Llegué a una típica casa inglesa con jardincito delantero, alineada con muchas otras similares a lo largo de la calle. Me recibió su hija, de la que solo recuerdo su simpatía. Y ahí estaba el gran profesor, de una edad indefinida, pero ya mayor. Era un hombre enérgico, al tiempo que atento. Un caballero, había luchado durante la II Guerra Mundial en Italia. Le confié mis dudas, y me orientó espléndidamente. Incluso se quedó con mi tesina escrita en inglés para revisarla y hacerme observaciones. Le entregué la botella de rosado, y de nuevo se produjo el mágico efecto.
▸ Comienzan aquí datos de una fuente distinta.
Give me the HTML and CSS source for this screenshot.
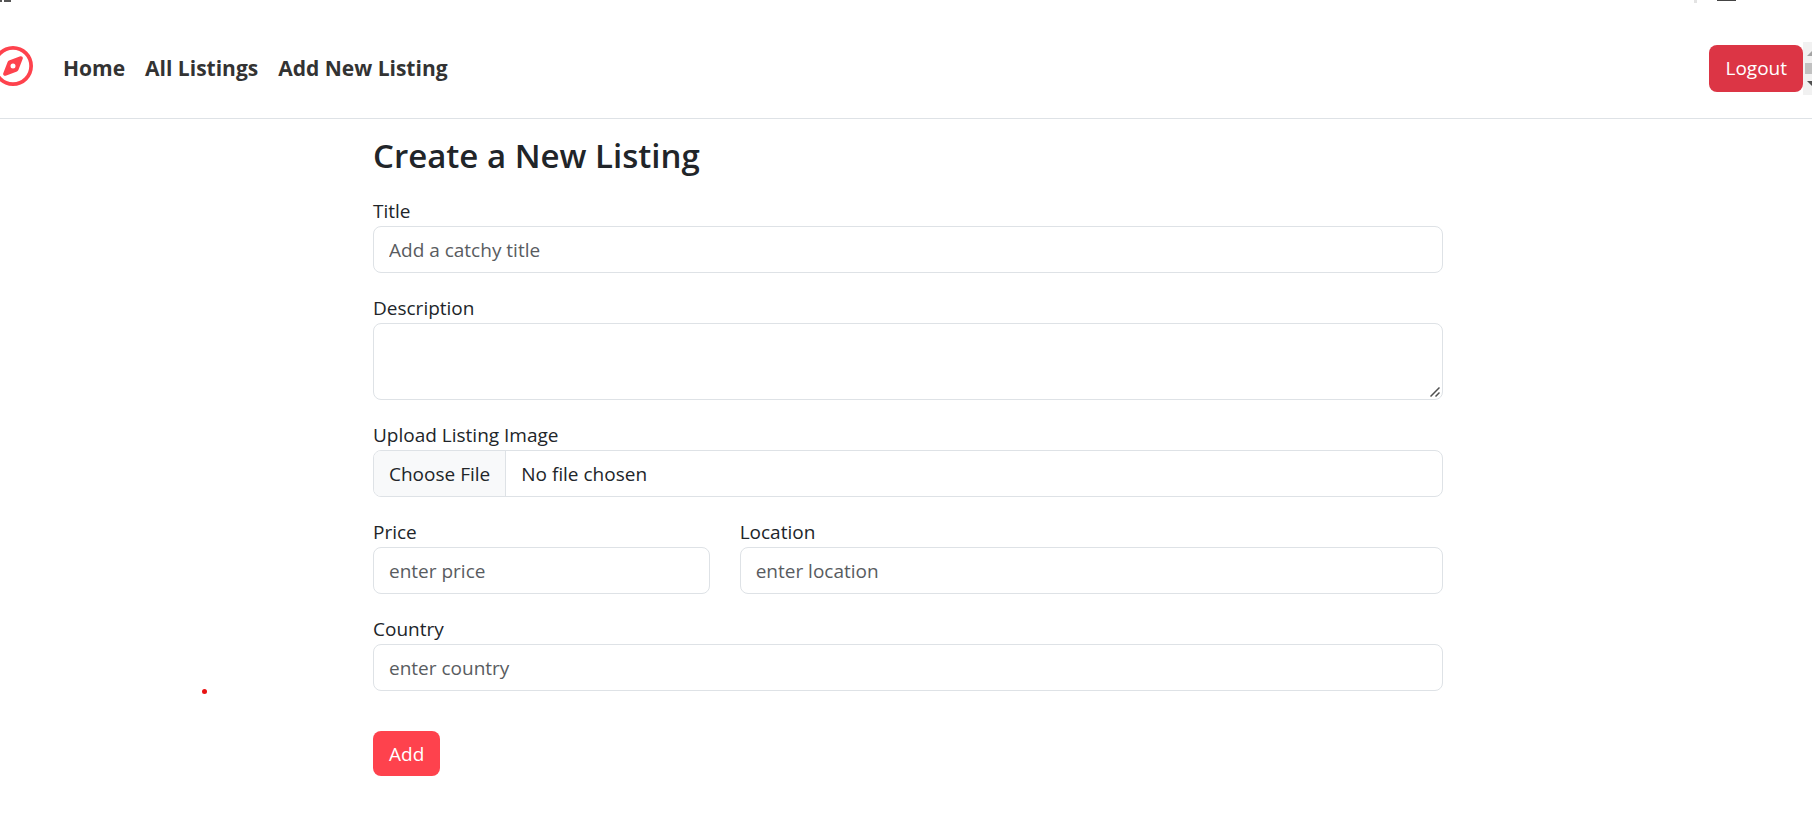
FILE: index.html
```html
<!DOCTYPE html>
<html lang="en">
<head>
<meta charset="utf-8">
<title>Create a New Listing</title>
<link rel="stylesheet" href="styles.css">
</head>
<body>
<div class="chrome" aria-hidden="true">
  <span class="chrome-text"></span>
  <span class="chrome-text-end"></span>
  <span class="chrome-divider"></span>
  <span class="chrome-minimize"></span>
</div>
<nav class="navbar">
  <a class="brand" href="#" aria-label="Listings">
    <svg viewBox="0 0 512 512" width="40" height="40" fill="currentColor"><path d="M464 256A208 208 0 1 0 48 256a208 208 0 1 0 416 0zM0 256a256 256 0 1 1 512 0A256 256 0 1 1 0 256zm306.700 69.100L162.400 380.600c-19.400 7.500-38.500-11.600-31-31l55.500-144.300c3.300-8.500 9.900-15.100 18.400-18.400l144.300-55.500c19.400-7.500 38.500 11.600 31 31L325.100 306.700c-3.200 8.500-9.900 15.100-18.400 18.400zM288 256a32 32 0 1 0 -64 0 32 32 0 1 0 64 0z"/></svg>
  </a>
  <div class="nav-links">
    <a href="#">Home</a>
    <a href="#">All Listings</a>
    <a href="#">Add New Listing</a>
  </div>
  <button class="btn logout" type="button">Logout</button>
  <svg class="scroller" viewBox="0 0 9 53" width="9" height="53" aria-hidden="true"><path fill="#f1f1f1" d="M0 0h9v53H0z"/><path fill="#a3a3a3" d="M4 14l5-5v5z"/><path fill="#c1c1c1" d="M2 21h7v11H2z"/><path fill="#505050" d="M4 39h5v5z"/></svg>
</nav>
<main class="page">
  <h1>Create a New Listing</h1>
  <form class="form">
    <div class="field">
      <label for="title">Title</label>
      <input class="control" id="title" type="text" placeholder="Add a catchy title">
    </div>
    <div class="field">
      <label for="description">Description</label>
      <div class="area-wrap">
        <textarea class="control area" id="description"></textarea>
        <svg class="grip" viewBox="0 0 10 10" width="10" height="10" aria-hidden="true"><path d="M.5 9.500l9-9M5.500 9.500l4-4" fill="none" stroke="#505050" stroke-width="1.500"/></svg>
      </div>
    </div>
    <div class="field">
      <label for="image">Upload Listing Image</label>
      <input class="control file" id="image" type="file">
    </div>
    <div class="field third">
      <label for="price">Price</label>
      <input class="control" id="price" type="text" placeholder="enter price">
    </div>
    <div class="field two-thirds">
      <label for="location">Location</label>
      <input class="control" id="location" type="text" placeholder="enter location">
    </div>
    <div class="field">
      <label for="country">Country</label>
      <input class="control" id="country" type="text" placeholder="enter country">
    </div>
    <button class="btn add" type="submit">Add</button>
  </form>
</main>
<span class="pointer-dot" aria-hidden="true"></span>
</body>
</html>
```

FILE: styles.css
```css
* {
  box-sizing: border-box;
}

body {
  margin: 0;
  background: #fff;
  color: #212529;
  font-family: "Segoe UI", "Open Sans", "Noto Sans", sans-serif;
  font-size: 19px;
  line-height: 30px;
  overflow-x: hidden;
}

.chrome span {
  position: absolute;
  top: 0;
}

.chrome-text {
  left: 0;
  width: 2px;
  height: 2px;
  background: #555;
}

.chrome-text-end {
  left: 4px;
  width: 7px;
  height: 2px;
  background: #555;
}

.chrome-divider {
  right: 115px;
  width: 3px;
  height: 3px;
  background: #e3e3e3;
}

.chrome-minimize {
  right: 76px;
  width: 19px;
  height: 1px;
  background: #444;
}

.navbar {
  display: flex;
  align-items: center;
  padding: 20px 0 2px;
  min-height: 119px;
  border-bottom: 1px solid #dee2e6;
}

.brand {
  display: flex;
  margin: 0 30px 4px -7px;
  color: #fe424d;
}

.nav-links {
  display: flex;
  flex: 1;
  gap: 20px;
}

.nav-links a {
  color: #333;
  font-size: 21px;
  font-weight: 700;
  text-decoration: none;
}

.btn {
  border: 0;
  border-radius: 8px;
  color: #fff;
  font: inherit;
  cursor: pointer;
}

.logout {
  height: 47px;
  padding: 0 16px;
  background: #dc3545;
}

.page {
  max-width: 1104px;
  margin: 0 auto;
  padding: 13px 15px 51px 19px;
}

h1 {
  margin: 0 0 16px;
  font-size: 33px;
  font-weight: 600;
  line-height: 48px;
}

.form {
  display: grid;
  grid-template-columns: repeat(12, 1fr);
  gap: 20px 30px;
}

.field {
  display: flex;
  flex-direction: column;
  grid-column: span 12;
}

.third {
  grid-column: span 4;
}

.two-thirds {
  grid-column: span 8;
}

.control {
  width: 100%;
  height: 47px;
  padding: 8px 15px;
  border: 1px solid #dee2e6;
  border-radius: 8px;
  background: #fff;
  color: #212529;
  font: inherit;
}

.control::placeholder {
  color: #595c5f;
  opacity: 1;
}

.area-wrap {
  display: flex;
  position: relative;
}

.area {
  height: 77px;
  resize: vertical;
}

.area::-webkit-resizer {
  background: transparent;
}

.grip {
  position: absolute;
  right: 3px;
  bottom: 3px;
  pointer-events: none;
}

.file {
  padding: 0;
  overflow: hidden;
  line-height: 46px;
}

.file::file-selector-button {
  height: 45px;
  margin: 0 15px 0 0;
  padding: 0 15px;
  border: 0;
  border-right: 1px solid #dee2e6;
  background: #f8f9fa;
  color: #212529;
  font: inherit;
}

.add {
  grid-column: span 12;
  justify-self: start;
  height: 45px;
  margin-top: 20px;
  padding: 0 16px;
  background: #fe424d;
}

.pointer-dot {
  position: absolute;
  top: 689px;
  left: 202px;
  width: 5px;
  height: 5px;
  border-radius: 50%;
  background: #e81313;
}
```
Además, iban unas palabras de Camilo José Cela en la etiqueta, así que  aquella tarde, allí, todo era literatura. Salí flotando.
Pasó algún tiempo y volví a verle. Pero, horror, me confundí con las calles, y estuve una hora perdido. Cuando por fin llegué, el profesor Newmark acababa de montar en su bicicleta y se iba a la universidad. Me echó un breve rapapolvo, con razón. Le había hecho esperar una hora, y ahora tenía que irse. Tierra, trágame. Me disculpé. Volví con una anécdota a Cardiff.
Finalmente concerté otra entrevista. Llegué puntual. Pese a lo que yo me temía, la conversación fue muy distendida, me entregó mi tesina con abundantes anotaciones, de fondo y forma: trazos vigorosos, y seguros, interrogaciones, subrayados: aquel hombre, políglota, que había estudiado en Cambridge, que daba cursos en cualquier parte del mundo, la había leído a conciencia, había entrado a matar, como solo lo saben hacer los verdaderos maestros. Finalmente me dijo que el vino lo reservaba para Navidad. Me emocioné. Volví con una gran alegría a Cardiff.
Luego, desde España, le felicité las Navidades varias veces. Siempre me contestó, con aquella letra grande y enérgica. No he vuelto a verlo desde entonces, supongo que debe estar ya muy mayor. Pero, sin duda, tan caballero como aquel que me encontré en Guildford aquel otoño. Un maestro, indeed!